Euro-MEDIA Has Strong Oscar Showing
European films with MEDIA support are strongly represented at this year’s 78th Oscars. All in all, there are five MEDIA supported films nominated for one of the prestigious golden statues which will be awarded on Sunday, 5 March 2006, in Hollywood.
Three out of the five films nominated for the Oscar in the Best Foreign Film category have received MEDIA support: Merry Christmas, Paradise Now and Sophie Scholl - The Final Days. Merry Christmas, a four country European co-production with a truly European cast, including Daniel Brühl, Guillaume Canet, Diane Krüger, Gary Lewis, Benno Fürmann and Dany Boon, was distributed in cinemas across Europe with support from the MEDIA selective scheme.
PARADISE NOW
Paradise Now, the Palestinian entry, is a Dutch/French/German co-production and received financial support from MEDIA’s i2i scheme for independent production companies who raise money through bank discounting.

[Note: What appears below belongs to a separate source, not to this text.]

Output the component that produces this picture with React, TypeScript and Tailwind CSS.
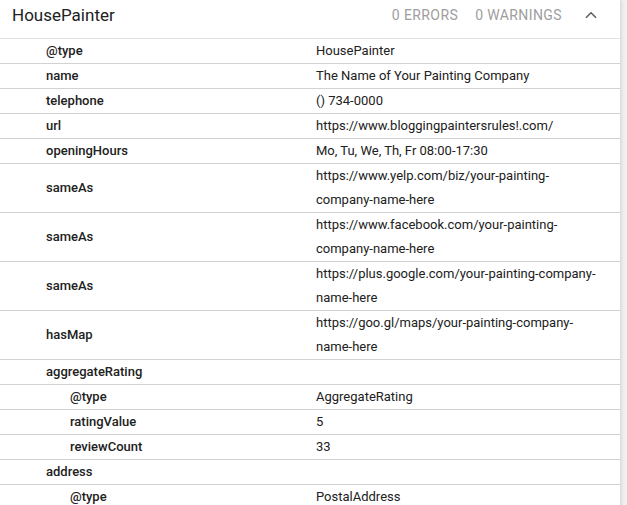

Sophie Scholl – The Final Days has been sold to ten countries across Europe and its P & A campaign has been supported by MEDIA’s selective scheme. It was distributed in the UK by ICA Projects.
Luc Jacquet’s box-office success, March of the Penguins, has been nominated for Best Documentary Feature and also received MEDIA support.
BRITISH MATCH POINT
The British film Match Point, directed by Woody Allen and distributed in 14 European countries with support from MEDIA’s selective scheme, is nominated for Best Original Screenplay.
The nominations of these movies for the Oscars underline not only the vitality of the European film industry, but also the importance and success of the European MEDIA programme – aimed at supporting the European film industry. Besides these three fiction movies, two other MEDIA supported films, the French March of the Penguins and the Austrian-Belgian co-production Darwin’s Nightmare, have been nominated in the category Best Documentary Feature.
VITAL INDUSTRY SUPPORT
The current MEDIA-programmes, MEDIA Training and MEDIA plus, run from 2001 to 2006 and have a budget of 513 Million Euros. According to the European Commission the MEDIA Programmes remain of vital importance to the
European audiovisual sector. In 2005, MEDIA invested 100 million Euros in European cinema, in the fields of training, of development, of distribution and of promotion. Last year, among other actions, MEDIA financed more than 1.500 distribution projects, enabling European films to be seen outside their territory of origin.
For the EU’s financial period 2007-2013, the European Commission has suggested doubling the budget of the follow-up programme, MEDIA 2007, to more than 1 billion Euros.